The chance to find players efficiently was the ultimate goal when the Showcase began eight years ago, according to director Mike Logan.
"This started as just a soccer tournament," said Logan. "Everything from 9-year-olds to 19 years old. Even in that first year, we knew we wanted to create a college showcase to help local area players find their way into college and create a recruiting area. The first four or five years, it was just a tournament."
It used to be that college recruiters needed to know their targets prior to the tournament, or to wait for a prospect to arise through the club games. Since NCAA regulations restrict direct contact between recruiters and players in their senior years, coaches and recruiters were not always certain of a player’s intentions.
"A couple college coaches said that the toughest thing is watching 22 clubs play soccer," recalled Logan. "(What they were saying was), ‘I see some I like and I write them down and I am following them and watching them and after months of tracking them, I find out they don’t even want to play soccer in college.’ What we decided was that we were going to have a college ID game."
That college ID game is where Denney found Smith. It’s open to juniors and seniors of the upcoming school year.
Logan explained, "Each team sends their top players. They are selected by nomination and they get to come and play in these games. (The players) have to want to play in college and their coaches must nominate them as college level talent. They get a number and a color. We give that (information) to the college coaches before they even come here. Now, those coaches are watching 22 players they know want to play college."
The players are aware of the opportunity.
"I am looking to get attention from a college," said Charlie Colbert, who primarily plays wing for the host Lititz Youth Soccer Club. "I am going to be a junior and I would like to play for a university team."
Colbert felt good about his game against a higher level of competition.
"There were a lot of good players and the play was fast-paced," he said. "I thought I did well. I thought I started off a little shaky because I was a little nervous, but once I calmed down, it was OK."
Abigail Bomberger, also a junior, played in the game at the suggestion of her Lititz Fire coach.
"My club coach (Tim Snider) introduced this to me and he said it is a good opportunity to play with other people," she said.
Like Colbert, Bomberger had a similar goal in mind for the game.
"(My goal is) to get my name out here for coaches," she said. "I am keeping my options open. I definitely want to keep playing.

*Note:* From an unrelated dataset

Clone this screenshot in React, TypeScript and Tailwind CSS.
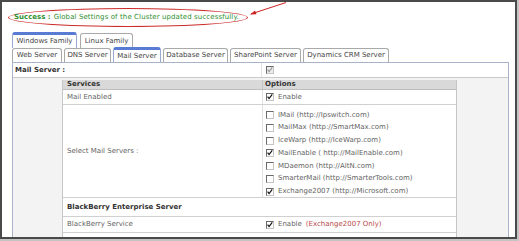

I am not sure if I want to play for a club team in college or an actual college team."
Bomberger also used the game to assess herself.
"I can learn where my skills are and where I need to be and what I need to improve," she said.
After the ID game on Friday, Bomberger and the other college-bound players went back to their club teams to compete in the tournament age brackets. Overall, about 160 teams, numbering roughly 3,000 players from nine U.S. states and Canada participated in the Showcase. Each team played in a minimum of three games, all of which were located within Lititz.
Keeping the games in town and many of them close together on the high school and middle school campus enabled recruiters like Chris Ackerman of Elizabethtown College use their time efficiently.
"This will be my fourth year recruiting at the Lititz Showcase," he said. "It is a great venue. One thing that is nice is that, sometimes when you go to different tournaments, you have a field over there and over there. Here, you can just park and it is easy for the college coaches to go to all the different games. In fact, there are some fields where you can sit in the middle and watch two games at once. That’s huge because then we’re not walking."
"The pretzel sandwiches don’t hurt either," he added.
Ackerman noted that being in Lititz seemed to help enlarge the pool of talent.
"From talking to the parents up there, one of the big draws is the destination," he said. "It’s affordable … and you can do stuff in between. I think the destination has a lot to do with it."
Having the participants get into town is a goal for the tournament.
"It’s a huge boost to the economy," noted Logan. "Every hotel is sold out and most of the restaurants are completely filled most of the nights. The town stays open and people are walking the streets. It is very important to us to help Lititz with this, to make it a total community event."
Even the untrained eye can see the benefit in that.